Bates spent time in the 1960s in San Francisco's Haight-Ashbury neighborhood, then a hub of hippie culture, where as a street singer she sang Christian and Jewish songs (she hums a few bars of "Hava Nagila" for Reed-Nickerson's benefit).

Bates says she's morally opposed to homosexuality, but will back the measure—in large part because the proposed amendment clearly says churches and clergy may opt out of performing same-sex wedding ceremonies.

"You can do your own thing, but don't infringe on my religious rights," Bates says. "Just don't do it in a church."

On Broadway, Reed-Nickerson and Nau duck into Country Lane Quilts, filled with fabric bolts, and are welcomed by three Boston terrier "greeter dogs"—Jessie, Joey and Potter—who get special mention in the radio spots co-owner LaDonna Baron buys from Reed-Nickerson.

Baron says she has noticed a more moderate attitude toward gay people since 2004. "We have a whole different set of people," she says. "It used to be all loggers and ranchers, but now we have a lot of retirees from out of state."

As for her own views, she wrinkles her nose at the idea of gay marriage.

"I work with some, in my other job," Baron says. "I think they have the rights, it's just not my preference. It really doesn't matter to me, as long as they don't stick it in my face."

She signs Reed-Nickerson's petition, too.

A place like Harney County may not change fast enough to have a huge impact on a vote in 2014. But every vote in Eastern Oregon that switches in favor of gay marriage takes pressure off the battleground counties in the Willamette Valley, where the fate of Oregon's next civil rights battle will be decided.

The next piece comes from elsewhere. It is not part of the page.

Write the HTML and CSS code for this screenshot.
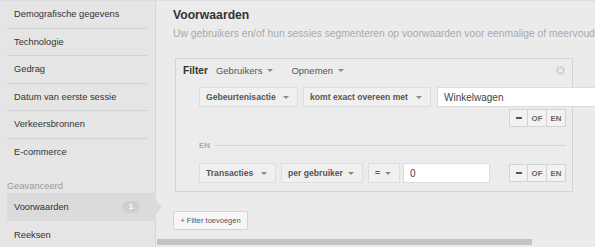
FILE: index.html
```html
<!DOCTYPE html>
<html>
<head>
<meta charset="utf-8">
<link rel="stylesheet" href="styles.css">
</head>
<body>
<div class="app">
  <aside class="side">
    <ul class="nav">
      <li>Demografische gegevens</li>
      <li>Technologie</li>
      <li>Gedrag</li>
      <li>Datum van eerste sessie</li>
      <li>Verkeersbronnen</li>
      <li class="last">E-commerce</li>
    </ul>
    <div class="group">Geavanceerd</div>
    <div class="item active">Voorwaarden <span class="badge">1</span></div>
    <div class="item">Reeksen</div>
  </aside>
  <main class="main">
    <h1 class="title">Voorwaarden</h1>
    <p class="sub">Uw gebruikers en/of hun sessies segmenteren op voorwaarden voor eenmalige of meervoudige voorwaarden</p>
    <div class="box">
      <div class="head">
        <span class="head-label">Filter</span>
        <span class="dd">Gebruikers <i class="caret"></i></span>
        <span class="dd">Opnemen <i class="caret"></i></span>
        <svg class="close" width="9" height="9" viewBox="0 0 9 9"><circle cx="4.5" cy="4.5" r="4.5" fill="#d4d4d4"/><path d="M2.8 2.8 L6.2 6.2 M6.2 2.8 L2.8 6.2" stroke="#f4f4f4" stroke-width="1.3"/></svg>
      </div>
      <div class="row row1">
        <div class="sel w-gb">Gebeurtenisactie <i class="caret"></i></div>
        <div class="sel w-komt">komt exact overeen met <i class="caret"></i></div>
        <div class="inp w-wink">Winkelwagen</div>
      </div>
      <div class="ops-line">
        <div class="ops"><span class="op"><b class="dash"></b></span><span class="op">OF</span><span class="op">EN</span></div>
      </div>
      <div class="and">
        <span class="and-label">EN</span>
        <span class="and-line"></span>
      </div>
      <div class="row row2">
        <div class="sel w-tr">Transacties <i class="caret"></i></div>
        <div class="sel w-pg">per gebruiker <i class="caret"></i></div>
        <div class="sel w-eq">= <i class="caret"></i></div>
        <div class="inp w-zero">0</div>
        <div class="ops push"><span class="op"><b class="dash"></b></span><span class="op">OF</span><span class="op">EN</span></div>
      </div>
    </div>
    <button class="add">+ Filter toevoegen</button>
    <div class="hbar"></div>
  </main>
</div>
</body>
</html>
```
FILE: styles.css
```css
html, body {
  margin: 0;
  padding: 0;
}
body {
  width: 595px;
  height: 247px;
  overflow: hidden;
  background: #ebebeb;
  font-family: "Liberation Sans", Arial, sans-serif;
}
.app {
  display: flex;
  height: 247px;
  box-sizing: border-box;
  border-top: 1px solid #dedede;
}
.side {
  width: 155px;
  flex: none;
  background: #e5e5e5;
  border-right: 1px solid #d6d6d6;
}
.nav {
  list-style: none;
  margin: 0 7px;
  padding: 0;
}
.nav li {
  height: 26.5px;
  line-height: 26.5px;
  border-bottom: 1px solid #d3d3d3;
  padding-left: 7px;
  font-size: 9.3px;
  color: #333;
}
.nav li.last {
  border-bottom: none;
}
.group {
  margin: 15px 0 0 7px;
  font-size: 9.3px;
  line-height: 13px;
  color: #9a9a9a;
}
.item {
  margin-left: 7px;
  height: 28px;
  display: flex;
  align-items: center;
  padding-left: 7px;
  font-size: 9.3px;
  color: #333;
}
.item.active {
  background: #dbdbdb;
  margin-right: -1px;
  position: relative;
}
.item.active::after {
  content: "";
  position: absolute;
  right: -6px;
  top: 7px;
  border-top: 7px solid transparent;
  border-bottom: 7px solid transparent;
  border-left: 6px solid #dbdbdb;
}
.badge {
  margin-left: auto;
  margin-right: 16px;
  width: 18px;
  height: 12px;
  border-radius: 6px;
  background: #d0d0d0;
  color: #fff;
  font-size: 8px;
  font-weight: bold;
  line-height: 12px;
  text-align: center;
}
.main {
  flex: 1;
  min-width: 0;
  padding-left: 17px;
  overflow: hidden;
}
.title {
  margin: 7px 0 0;
  font-size: 12.2px;
  line-height: 15px;
  font-weight: bold;
  color: #333;
}
.sub {
  margin: 4px 0 0;
  font-size: 10.3px;
  line-height: 13px;
  color: #aaa;
  white-space: nowrap;
}
.box {
  margin: 18px 0 0 2px;
  width: 398px;
  box-sizing: border-box;
  border: 1px solid #d4d4d4;
  background: #ececec;
  padding-bottom: 8px;
}
.head {
  display: flex;
  align-items: center;
  height: 14px;
  margin-top: 4px;
  padding-left: 7px;
  padding-right: 7px;
}
.head-label {
  font-size: 10.2px;
  font-weight: bold;
  color: #333;
}
.dd {
  margin-left: 8px;
  margin-right: 10px;
  font-size: 9.5px;
  color: #555;
  display: flex;
  align-items: center;
}
.dd .caret {
  margin-left: 5px;
}
.caret {
  display: inline-block;
  width: 0;
  height: 0;
  border-left: 3px solid transparent;
  border-right: 3px solid transparent;
  border-top: 3px solid #8a8a8a;
}
.close {
  margin-left: auto;
}
.row {
  display: flex;
  align-items: center;
  padding-left: 23px;
  gap: 5px;
}
.row1 {
  margin-top: 10px;
}
.row2 {
  margin-top: 12px;
}
.sel {
  display: flex;
  align-items: center;
  height: 20px;
  box-sizing: border-box;
  border: 1px solid #dedede;
  background: #f0f0f0;
  padding: 0 8px 0 6px;
  font-size: 8.6px;
  font-weight: bold;
  color: #555;
  white-space: nowrap;
  flex: none;
}
.sel .caret {
  margin-left: auto;
}
.w-gb { width: 99px; }
.w-komt { width: 128px; }
.w-tr { width: 77px; }
.w-pg { width: 82px; }
.w-eq { width: 32px; padding-left: 6px; }
.inp {
  height: 20px;
  box-sizing: border-box;
  border: 1px solid #dcdcdc;
  background: #fff;
  padding-left: 6px;
  display: flex;
  align-items: center;
  font-size: 10px;
  color: #444;
  flex: none;
}
.w-wink {
  width: 170px;
  margin-left: 1px;
}
.w-zero {
  width: 87px;
  margin-left: -2px;
}
.ops-line {
  display: flex;
  justify-content: flex-end;
  margin-top: 2px;
  padding-right: 6px;
}
.ops {
  display: flex;
  height: 18px;
  border: 1px solid #d3d3d3;
  box-sizing: border-box;
  background: #f2f2f2;
}
.ops.push {
  margin-left: auto;
  margin-right: 6px;
}
.op {
  width: 18px;
  display: flex;
  align-items: center;
  justify-content: center;
  font-size: 7.8px;
  font-weight: bold;
  color: #666;
  border-left: 1px solid #d3d3d3;
}
.op:first-child {
  border-left: none;
  width: 17px;
}
.dash {
  display: block;
  width: 6px;
  height: 2px;
  background: #555;
}
.and {
  display: flex;
  align-items: center;
  margin-top: 12px;
  padding-left: 23px;
  padding-right: 6px;
  height: 12px;
}
.and-label {
  font-size: 8px;
  font-weight: bold;
  color: #aaa;
}
.and-line {
  flex: 1;
  height: 1px;
  background: #d3d3d3;
  margin-left: 5px;
}
.add {
  display: block;
  margin-top: 19px;
  width: 75px;
  height: 19px;
  padding: 0;
  border: 1px solid #d3d3d3;
  border-radius: 2px;
  background: #f6f6f6;
  font-family: "Liberation Sans", Arial, sans-serif;
  font-size: 7.5px;
  color: #555;
}
.hbar {
  margin: 9px 0 0 -16px;
  width: 375px;
  height: 6px;
  background: #c3c3c3;
}
```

Reed-Nickerson says he's convinced his new hometown is changing faster than most people think. Since 9 am, he's managed to get 27 signatures.

He's certain he'll get all 50 eventually.

"There are people here who will never change in 100 years," Reed-Nickerson says. "Most likely by the time it gets on the ballot, there won't be much of a change here. But eventually it will be accepted—it is a long-term process for things to change in Eastern Oregon.”